Return all the entries exactly, keeping pictures out.

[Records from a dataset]
------------------------------

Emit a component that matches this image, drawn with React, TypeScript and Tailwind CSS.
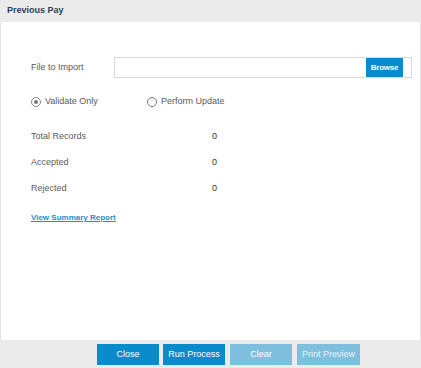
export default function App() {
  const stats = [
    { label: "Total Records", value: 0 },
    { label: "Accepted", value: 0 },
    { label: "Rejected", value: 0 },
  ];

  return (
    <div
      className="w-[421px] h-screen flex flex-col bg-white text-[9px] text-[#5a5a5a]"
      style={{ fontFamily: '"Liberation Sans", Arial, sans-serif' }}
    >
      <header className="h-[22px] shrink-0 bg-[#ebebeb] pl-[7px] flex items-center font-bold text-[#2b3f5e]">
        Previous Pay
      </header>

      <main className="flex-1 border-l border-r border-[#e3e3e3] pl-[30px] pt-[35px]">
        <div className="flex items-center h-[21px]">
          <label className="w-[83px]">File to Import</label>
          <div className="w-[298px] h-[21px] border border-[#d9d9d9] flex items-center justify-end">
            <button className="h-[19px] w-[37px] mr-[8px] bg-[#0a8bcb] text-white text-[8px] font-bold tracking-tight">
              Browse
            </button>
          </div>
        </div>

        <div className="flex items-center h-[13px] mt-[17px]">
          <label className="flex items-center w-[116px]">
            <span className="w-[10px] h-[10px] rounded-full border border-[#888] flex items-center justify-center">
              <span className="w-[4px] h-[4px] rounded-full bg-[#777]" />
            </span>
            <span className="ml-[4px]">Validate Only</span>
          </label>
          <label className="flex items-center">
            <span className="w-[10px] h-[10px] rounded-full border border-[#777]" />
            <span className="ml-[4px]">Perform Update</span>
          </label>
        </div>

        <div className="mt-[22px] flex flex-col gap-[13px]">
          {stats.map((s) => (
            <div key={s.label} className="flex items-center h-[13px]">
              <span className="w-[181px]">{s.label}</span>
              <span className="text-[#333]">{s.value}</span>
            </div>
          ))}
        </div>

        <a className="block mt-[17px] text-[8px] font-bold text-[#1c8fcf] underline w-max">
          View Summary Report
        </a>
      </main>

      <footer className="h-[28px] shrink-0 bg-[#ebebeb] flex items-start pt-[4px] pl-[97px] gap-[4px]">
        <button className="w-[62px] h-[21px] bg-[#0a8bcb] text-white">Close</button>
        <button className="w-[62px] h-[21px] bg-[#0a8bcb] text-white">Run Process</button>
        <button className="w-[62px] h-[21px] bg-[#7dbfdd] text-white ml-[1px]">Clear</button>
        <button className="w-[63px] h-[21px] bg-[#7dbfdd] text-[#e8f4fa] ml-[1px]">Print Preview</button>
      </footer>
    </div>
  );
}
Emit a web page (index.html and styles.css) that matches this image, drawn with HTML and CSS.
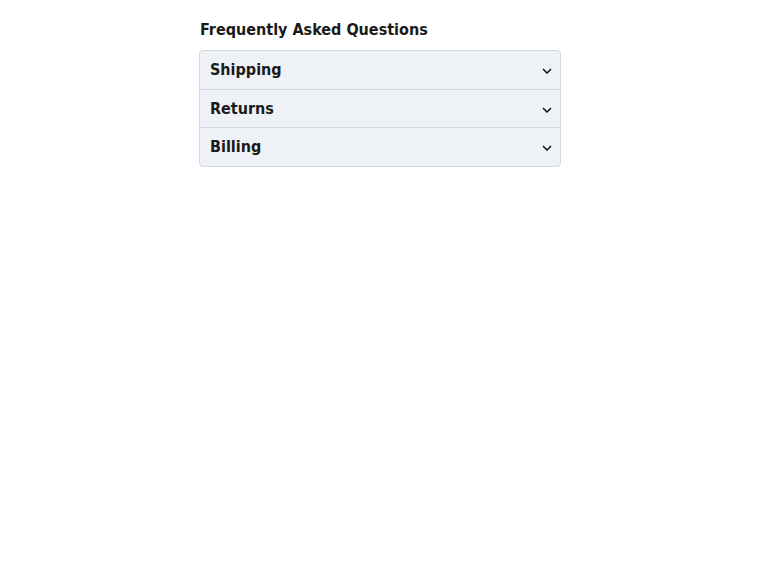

------------------------------

## ANSWER TO THE TASK
Emit a component that matches this image, drawn with React, TypeScript and Tailwind CSS.
export default function App() {
  const stats = [
    { label: "Total Records", value: 0 },
    { label: "Accepted", value: 0 },
    { label: "Rejected", value: 0 },
  ];

  return (
    <div
      className="w-[421px] h-screen flex flex-col bg-white text-[9px] text-[#5a5a5a]"
      style={{ fontFamily: '"Liberation Sans", Arial, sans-serif' }}
    >
      <header className="h-[22px] shrink-0 bg-[#ebebeb] pl-[7px] flex items-center font-bold text-[#2b3f5e]">
        Previous Pay
      </header>

      <main className="flex-1 border-l border-r border-[#e3e3e3] pl-[30px] pt-[35px]">
        <div className="flex items-center h-[21px]">
          <label className="w-[83px]">File to Import</label>
          <div className="w-[298px] h-[21px] border border-[#d9d9d9] flex items-center justify-end">
            <button className="h-[19px] w-[37px] mr-[8px] bg-[#0a8bcb] text-white text-[8px] font-bold tracking-tight">
              Browse
            </button>
          </div>
        </div>

        <div className="flex items-center h-[13px] mt-[17px]">
          <label className="flex items-center w-[116px]">
            <span className="w-[10px] h-[10px] rounded-full border border-[#888] flex items-center justify-center">
              <span className="w-[4px] h-[4px] rounded-full bg-[#777]" />
            </span>
            <span className="ml-[4px]">Validate Only</span>
          </label>
          <label className="flex items-center">
            <span className="w-[10px] h-[10px] rounded-full border border-[#777]" />
            <span className="ml-[4px]">Perform Update</span>
          </label>
        </div>

        <div className="mt-[22px] flex flex-col gap-[13px]">
          {stats.map((s) => (
            <div key={s.label} className="flex items-center h-[13px]">
              <span className="w-[181px]">{s.label}</span>
              <span className="text-[#333]">{s.value}</span>
            </div>
          ))}
        </div>

        <a className="block mt-[17px] text-[8px] font-bold text-[#1c8fcf] underline w-max">
          View Summary Report
        </a>
      </main>

      <footer className="h-[28px] shrink-0 bg-[#ebebeb] flex items-start pt-[4px] pl-[97px] gap-[4px]">
        <button className="w-[62px] h-[21px] bg-[#0a8bcb] text-white">Close</button>
        <button className="w-[62px] h-[21px] bg-[#0a8bcb] text-white">Run Process</button>
        <button className="w-[62px] h-[21px] bg-[#7dbfdd] text-white ml-[1px]">Clear</button>
        <button className="w-[63px] h-[21px] bg-[#7dbfdd] text-[#e8f4fa] ml-[1px]">Print Preview</button>
      </footer>
    </div>
  );
}
Emit a web page (index.html and styles.css) that matches this image, drawn with HTML and CSS.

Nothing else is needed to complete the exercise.